Cut in Japanese bond holdings 'not motivated by politics'
Updated: 2014-06-26 07:03
By Zheng Yangpeng (China Daily USA)
Decision to reduce made because of China's concerns over yen's continued depreciation, say economists
Yen depreciation fears prompted China to reduce its huge exposure to Japanese government bonds, Chinese economists said on Wednesday, dismissing suggestions that the move was politically motivated.
China cut its holding of JGBs by 6.2 trillion yen ($59.8 billion), or 30 percent, to 14.3 trillion yen by the end of 2013, the Nihon Keizai Shinbun reported on Monday, citing statistics from Japan's finance ministry.
The report went on to add that while it is understandable that Chinese monetary authorities would sell JGBs to protect the value of the country's foreign-currency reserves as the yen continued to weaken, there are reasons beyond that.
One reason, the newspaper guessed, is China could pressure Japan by threatening to dump vast, hidden holdings of JGBs. Such a move would send Japanese bond prices plummeting and long-term interest rates soaring.
Sino-Japanese relations have soured dramatically since 2012 over territorial disputes and other issues.
Xu Hongcai, an economist with the China Center for International Economic Exchanges, said that China's JGB holdings are far from substantial enough to pose a threat to Japanese bond prices.
China held 14.3 trillion yen of JGBs by the end of 2013, according to Japan's data. That made up about 1.43 percent of the 1 quadrillion yen worth of total JGBs. It also accounted for 3.6 percent of China's foreign exchange reserves by the end of last year.
Economists said that most of the Japanese bonds are snapped up by its domestic institutions such as the central bank.
China's decision to trim its JGB holdings is primarily out of concerns that the yen would depreciate further under Japanese Prime Minister Shinzo Abe's monetary policy easing.
Past actions are testimony to China's neutral stance on JGBs, they said. China increased JGB purchases in 2010 after concerns over the stability of the dollar surfaced in the wake of the global financial crisis.
China zoomed past the United Kingdom to become the largest overseas holder of JGBs then, the economists said.

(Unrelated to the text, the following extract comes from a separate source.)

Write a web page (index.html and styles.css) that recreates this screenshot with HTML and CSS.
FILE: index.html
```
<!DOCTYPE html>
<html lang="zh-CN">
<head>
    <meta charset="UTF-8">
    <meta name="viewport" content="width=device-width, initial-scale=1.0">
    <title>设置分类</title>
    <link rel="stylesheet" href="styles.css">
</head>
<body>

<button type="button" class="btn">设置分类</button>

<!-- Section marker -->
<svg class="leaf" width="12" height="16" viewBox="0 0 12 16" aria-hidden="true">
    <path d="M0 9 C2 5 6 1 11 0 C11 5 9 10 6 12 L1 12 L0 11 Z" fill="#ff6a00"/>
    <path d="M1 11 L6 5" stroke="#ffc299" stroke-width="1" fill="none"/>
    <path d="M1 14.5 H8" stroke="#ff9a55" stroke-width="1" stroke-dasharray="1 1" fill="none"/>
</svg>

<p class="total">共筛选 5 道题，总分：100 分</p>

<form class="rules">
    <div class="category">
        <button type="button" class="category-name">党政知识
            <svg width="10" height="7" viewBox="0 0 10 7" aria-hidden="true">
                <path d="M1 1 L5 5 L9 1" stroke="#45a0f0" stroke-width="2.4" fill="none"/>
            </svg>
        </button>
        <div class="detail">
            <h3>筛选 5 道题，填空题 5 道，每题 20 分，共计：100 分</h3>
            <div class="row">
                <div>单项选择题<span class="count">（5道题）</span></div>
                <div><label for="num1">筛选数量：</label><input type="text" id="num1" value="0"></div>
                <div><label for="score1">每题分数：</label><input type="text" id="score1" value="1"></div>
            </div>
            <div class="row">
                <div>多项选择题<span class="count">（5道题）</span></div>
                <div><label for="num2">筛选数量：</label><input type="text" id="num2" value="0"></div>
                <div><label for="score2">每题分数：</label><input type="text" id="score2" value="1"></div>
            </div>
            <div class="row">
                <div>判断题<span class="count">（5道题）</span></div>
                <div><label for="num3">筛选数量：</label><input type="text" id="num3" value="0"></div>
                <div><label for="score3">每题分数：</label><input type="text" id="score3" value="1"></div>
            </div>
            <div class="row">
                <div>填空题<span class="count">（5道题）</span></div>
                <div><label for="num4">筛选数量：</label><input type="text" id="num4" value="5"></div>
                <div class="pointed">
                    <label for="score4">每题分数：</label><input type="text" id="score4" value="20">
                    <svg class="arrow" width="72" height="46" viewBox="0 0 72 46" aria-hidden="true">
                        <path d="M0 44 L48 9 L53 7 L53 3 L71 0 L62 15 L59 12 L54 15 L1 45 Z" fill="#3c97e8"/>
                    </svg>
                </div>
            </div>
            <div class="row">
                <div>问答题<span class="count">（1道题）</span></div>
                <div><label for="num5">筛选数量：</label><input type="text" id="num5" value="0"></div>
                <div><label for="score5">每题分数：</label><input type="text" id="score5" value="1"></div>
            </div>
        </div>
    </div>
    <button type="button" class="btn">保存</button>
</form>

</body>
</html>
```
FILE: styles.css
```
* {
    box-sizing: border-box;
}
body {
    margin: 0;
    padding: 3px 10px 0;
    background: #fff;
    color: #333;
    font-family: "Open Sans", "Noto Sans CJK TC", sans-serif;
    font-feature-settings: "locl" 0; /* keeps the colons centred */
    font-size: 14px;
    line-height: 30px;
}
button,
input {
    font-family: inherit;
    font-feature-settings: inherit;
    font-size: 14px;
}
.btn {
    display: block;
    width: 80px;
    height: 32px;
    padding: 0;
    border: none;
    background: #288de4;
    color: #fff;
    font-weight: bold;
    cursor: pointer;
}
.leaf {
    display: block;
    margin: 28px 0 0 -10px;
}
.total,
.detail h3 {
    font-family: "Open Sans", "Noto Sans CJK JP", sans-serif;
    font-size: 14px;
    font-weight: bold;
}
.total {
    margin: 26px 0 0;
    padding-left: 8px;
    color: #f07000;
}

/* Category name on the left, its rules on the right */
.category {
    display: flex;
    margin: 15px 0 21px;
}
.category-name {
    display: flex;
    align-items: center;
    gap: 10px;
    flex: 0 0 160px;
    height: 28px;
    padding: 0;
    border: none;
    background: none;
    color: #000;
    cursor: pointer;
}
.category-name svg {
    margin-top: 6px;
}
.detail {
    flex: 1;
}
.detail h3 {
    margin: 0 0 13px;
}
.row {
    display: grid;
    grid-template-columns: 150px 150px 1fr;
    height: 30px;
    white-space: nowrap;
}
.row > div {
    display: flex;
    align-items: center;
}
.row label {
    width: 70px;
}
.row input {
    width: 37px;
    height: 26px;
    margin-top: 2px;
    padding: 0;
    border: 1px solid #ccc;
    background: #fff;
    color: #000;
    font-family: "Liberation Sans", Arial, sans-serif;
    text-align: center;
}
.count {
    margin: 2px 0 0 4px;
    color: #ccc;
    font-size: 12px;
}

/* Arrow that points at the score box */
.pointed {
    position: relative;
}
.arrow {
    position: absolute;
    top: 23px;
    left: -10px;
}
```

The report said China's actual holdings of JGBs may be underestimated as a large portion of it is disguised under other accounts. It said that at the end of last year, Luxembourg had 12 trillion yen worth of JGBs, up nearly 50 percent from a year earlier, moving it ahead of the UK and the US to become the second-biggest holder of JGBs after China. Luxembourg's relaxed financial regulations makes it a haven for investors who want to keep their identities secret, the report said.

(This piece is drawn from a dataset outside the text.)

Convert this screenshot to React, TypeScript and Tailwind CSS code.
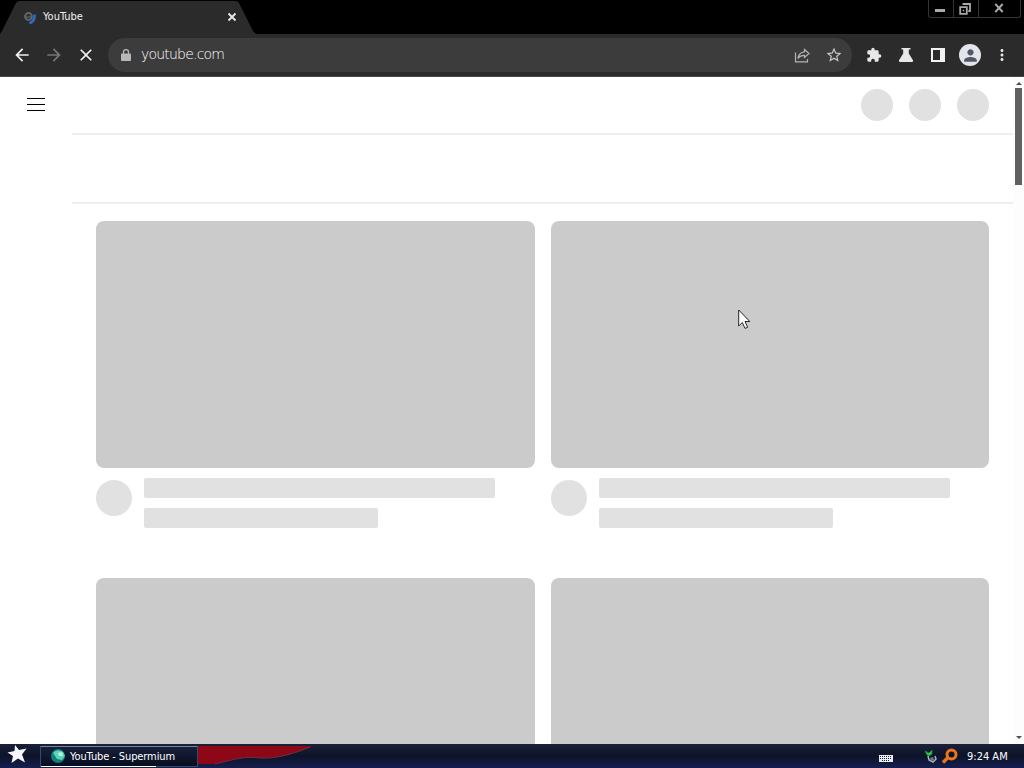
import { MdArrowBack, MdArrowForward, MdClose, MdExtension, MdMoreVert, MdPerson, MdStarBorder } from "react-icons/md";

const TabStrip = () => (
  <div className="flex h-[34px] justify-between bg-black">
    <div className="relative h-[34px] w-[256px]">
      <svg className="absolute inset-0" width="256" height="34" viewBox="0 0 256 34">
        <path d="M0 34L2 31L16 3Q17 1 20 1H235Q238 1 239 3L253 31L256 34Z" fill="#2b2b2b" />
      </svg>
      <div className="relative flex h-[34px] items-center pl-[23px]">
        <svg className="mt-px" width="14" height="14" viewBox="0 0 14 14">
          <circle cx="5.5" cy="5.5" r="3.4" fill="none" stroke="#60646b" strokeWidth="2" />
          <path d="M3 6h5" stroke="#60646b" strokeWidth="1.2" />
          <path d="M11.6 3.5Q12.2 10 6.5 12.2" fill="none" stroke="#2f6cc5" strokeWidth="2.6" />
        </svg>
        <span className="mt-px ml-[6px] w-[180px] text-[11px] text-[#f1f1f1]">YouTube</span>
        <svg className="ml-[4px]" width="10" height="10" viewBox="0 0 10 10">
          <path d="M1.5 1.5l7 7M8.5 1.5l-7 7" stroke="#e8e8e8" strokeWidth="1.9" />
        </svg>
      </div>
    </div>
    <div className="mr-[3px] flex h-[18px] rounded-b-[3px] border border-t-0 border-[#353535]">
      <div className="flex w-[25px] justify-center border-r border-[#353535]">
        <div className="mt-[9px] mr-[2px] h-[3px] w-[10px] bg-[#a8a8a8]" />
      </div>
      <div className="flex w-[25px] justify-center border-r border-[#353535]">
        <svg className="mt-[3px] mr-[3px]" width="12" height="12" viewBox="0 0 12 12">
          <path d="M3.5 1H11V8H9.3" fill="none" stroke="#a8a8a8" strokeWidth="1.8" />
          <path d="M1.2 4.2H7.8V10.8H1.2Z" fill="none" stroke="#a8a8a8" strokeWidth="1.8" />
          <path d="M3.8 6.8h1.5v1.5H3.8z" fill="#a8a8a8" />
        </svg>
      </div>
      <div className="flex w-[41px] justify-center">
        <svg className="mt-[3px] mr-[2px]" width="10" height="10" viewBox="0 0 10 10">
          <path d="M1.3 1l7.4 8M8.7 1L1.3 9" stroke="#a8a8a8" strokeWidth="1.9" />
        </svg>
      </div>
    </div>
  </div>
);

const Toolbar = () => (
  <div className="flex h-[43px] items-center border-b border-[#48464a] bg-[#2b2b2b] pl-[12px]">
    <MdArrowBack className="size-5 text-[#f1f1f1]" />
    <MdArrowForward className="ml-3 size-5 text-[#777777]" />
    <MdClose className="ml-3 size-5 text-[#f1f1f1]" />
    <div className="ml-3 flex h-[34px] w-[744px] items-center rounded-full bg-[#3c3c3c] pl-[13px]">
      <svg width="10" height="12" viewBox="0 0 10 12">
        <path d="M1 4.5H9Q10 4.5 10 5.5V11Q10 12 9 12H1Q0 12 0 11V5.5Q0 4.5 1 4.5Z" fill="#b8b8b8" />
        <path d="M2.5 5V3Q2.5 .7 5 .7T7.5 3V5" fill="none" stroke="#b8b8b8" strokeWidth="1.3" />
      </svg>
      <span className="mb-[2px] ml-[10px] flex-1 font-['DejaVu_Sans',sans-serif] text-[14px] leading-none font-extralight tracking-[-0.8px] text-white">
        youtube.com
      </span>
      <svg className="mt-[2px]" width="18" height="18" viewBox="0 0 18 18" fill="none" stroke="#b5b5b5" strokeWidth="1.2">
        <path d="M2.5 5.5V14.8H14.5V12" />
        <path d="M11.5 2.5L16 6.5L11.5 10.5V8.3C8.5 8.3 6.5 9.2 5 11.5C5.4 7.9 7.6 5.2 11.5 4.8Z" />
      </svg>
      <MdStarBorder className="mr-[9px] ml-[14px] size-[18px] text-[#c8c8c8]" />
    </div>
    <MdExtension className="ml-[14px] size-4 text-[#e8e8e8]" />
    <svg className="ml-[15px]" width="18" height="18" viewBox="0 0 18 18">
      <path d="M4.5 2H13.5V3.5H11.8V7.5L16 14.3Q16.6 16 15 16H3Q1.4 16 2 14.3L6.2 7.5V3.5H4.5Z" fill="#e8e8e8" />
    </svg>
    <svg className="ml-[14px]" width="18" height="18" viewBox="0 0 18 18">
      <path d="M2 2H16V16H2Z" fill="#f1f1f1" />
      <path d="M4 4H11V14H4Z" fill="#2b2b2b" />
    </svg>
    <div className="ml-[12px] flex size-[22px] items-center justify-center rounded-full bg-[#e3e5ec]">
      <MdPerson className="size-[19px] text-[#515764]" />
    </div>
    <MdMoreVert className="ml-[12px] size-[18px] text-[#e8e8e8]" />
  </div>
);

const VideoSkeleton = () => (
  <div className="h-[357px]">
    <div className="h-[247px] rounded-lg bg-[#cbcbcb]" />
    <div className="flex pt-[10px]">
      <div className="mt-[2px] size-9 shrink-0 rounded-full bg-[#e1e1e1]" />
      <div className="ml-3 flex-1">
        <div className="h-5 w-[351px] rounded-xs bg-[#e1e1e1]" />
        <div className="mt-[10px] h-5 w-[234px] rounded-xs bg-[#e1e1e1]" />
      </div>
    </div>
  </div>
);

const Page = () => (
  <div className="flex h-[667px] overflow-hidden bg-white">
    <div className="w-[72px] shrink-0 pt-[21px] pl-[27px]">
      <div className="flex w-[18px] flex-col gap-[5px]">
        <div className="h-px bg-black" />
        <div className="h-px bg-black" />
        <div className="h-px bg-black" />
      </div>
    </div>
    <div className="w-[941px]">
      <div className="flex h-[58px] justify-end gap-4 border-b-2 border-[#eeeeee] pt-3 pr-[24px]">
        <div className="size-8 rounded-full bg-[#e1e1e1]" />
        <div className="size-8 rounded-full bg-[#e1e1e1]" />
        <div className="size-8 rounded-full bg-[#e1e1e1]" />
      </div>
      <div className="h-[69px] border-b-2 border-[#eeeeee]" />
      <div className="grid grid-cols-2 gap-x-4 pt-[17px] pr-[24px] pl-6">
        {[0, 1, 2, 3].map((i) => (
          <VideoSkeleton key={i} />
        ))}
      </div>
    </div>
    <div className="flex w-[11px] flex-col items-center bg-[#fdfdfd] pt-[5px]">
      <svg width="6" height="3" viewBox="0 0 6 3">
        <path d="M3 0L6 3H0Z" fill="#505050" />
      </svg>
      <div className="mt-[3px] h-[97px] w-[7px] bg-[#606060]" />
      <svg className="mt-auto mb-[5px]" width="6" height="3" viewBox="0 0 6 3">
        <path d="M0 0H6L3 3Z" fill="#505050" />
      </svg>
    </div>
  </div>
);

const Taskbar = () => (
  <div className="relative flex h-6 items-center bg-linear-to-b from-[#1a2138] via-[#0d1429] to-[#161e50] text-[11px] text-white">
    <svg className="absolute top-0 left-[150px]" width="165" height="24" viewBox="0 0 165 24">
      <path d="M48 2H162C145 9 128 15 110 14C96 12 85 15 65 20H0Z" fill="#8d0717" />
      <path d="M160 3C145 9 128 15 110 14C96 12 85 15 65 20" fill="none" stroke="#6c3040" strokeWidth="1" />
    </svg>
    <svg className="relative mb-[5px] ml-[7px]" width="20" height="20" viewBox="0 0 20 20">
      <path d="M8 1L12 6L19.5 4.5L15 10.5L18 18.5L11 14.5L4.5 19L6 12L.5 8.5L7.5 7Z" fill="#f7f7ff" />
    </svg>
    <div className="relative ml-[13px] flex h-[21px] w-[158px] items-center border border-[#344c6b] border-t-[#7185a0] bg-linear-to-b from-[#17203a] to-[#080e20] pl-[9px]">
      <svg width="16" height="16" viewBox="0 0 16 16">
        <circle cx="8" cy="8" r="7" fill="#147e7b" />
        <path d="M3 5Q7 0 13 4L15 8L12 12L7 11L5 8Z" fill="#5ad5b5" />
        <path d="M8 5L12 4L13 8L9 8Z" fill="#b7f3df" />
      </svg>
      <span className="mt-[2px] ml-[4px] tracking-[-0.1px] whitespace-nowrap">YouTube - Supermium</span>
      <div className="absolute -bottom-px left-0 h-px w-[115px] bg-white" />
    </div>
    <div className="relative ml-auto flex items-center">
      <svg className="mt-[4px]" width="14" height="7" viewBox="0 0 14 7">
        <path d="M0 0H14V7H0Z" fill="#ececec" />
        <path d="M1 1.5H13M1 3.5H13M3 5.5H11" stroke="#18233d" strokeWidth="1" strokeDasharray="1 1" />
      </svg>
      <svg className="ml-[31px]" width="15" height="15" viewBox="0 0 15 15">
        <path d="M1 2L5 4L8 1L8 5L5 7L3 6Z" fill="#35c64b" stroke="#168534" strokeWidth=".8" />
        <path d="M4 7L5 11L9 13L12 10L11 7" fill="none" stroke="#a7b3b5" strokeWidth="1.5" />
        <path d="M6 9L9 8L10 11L7 12Z" fill="#737d80" />
      </svg>
      <svg className="ml-[2px]" width="17" height="17" viewBox="0 0 17 17">
        <circle cx="10.5" cy="6.5" r="4.5" fill="none" stroke="#ed741d" strokeWidth="3" />
        <path d="M7 9.5L2 14.5" stroke="#ed741d" strokeWidth="3.4" />
      </svg>
      <span className="mt-[2px] ml-[9px] w-[57px] whitespace-nowrap">9:24 AM</span>
    </div>
  </div>
);

const Cursor = () => (
  <svg className="absolute top-[309px] left-[738px]" width="13" height="21" viewBox="0 0 13 21">
    <path d="M.7 1V17L4.3 13.5L7 19.4L9.6 18.3L7 12.5H11.8Z" fill="#fff" stroke="#252525" strokeWidth="1" />
  </svg>
);

const App = () => {
  return (
    <div className="relative h-[768px] w-[1024px] overflow-hidden font-['DejaVu_Sans_Condensed','DejaVu_Sans',sans-serif]">
      <TabStrip />
      <Toolbar />
      <Page />
      <Taskbar />
      <Cursor />
    </div>
  );
};

export default App;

It also suggested that public opinion might have played a big role in China reducing its holdings of Japanese debt.
Ding Zhijie, dean of the Finance School at the University of International Business and Economics in Beijing, said concerns of direct exposure to the Japanese government's knowledge of its assets might explain why China hides part of its Japanese assets in other countries' accounts.
With bilateral tensions worsening, China is also apprehensive about the safety of its Japanese assets and wants to avoid any provocative action by the Japanese government, Ding said.
Both Ding and Xu denied reports that China was deliberately selling JGBs to maintain yields.
"China just reacted to the yen's depreciation and the reduced holding in itself is conducive for the yen's fall," Xu said.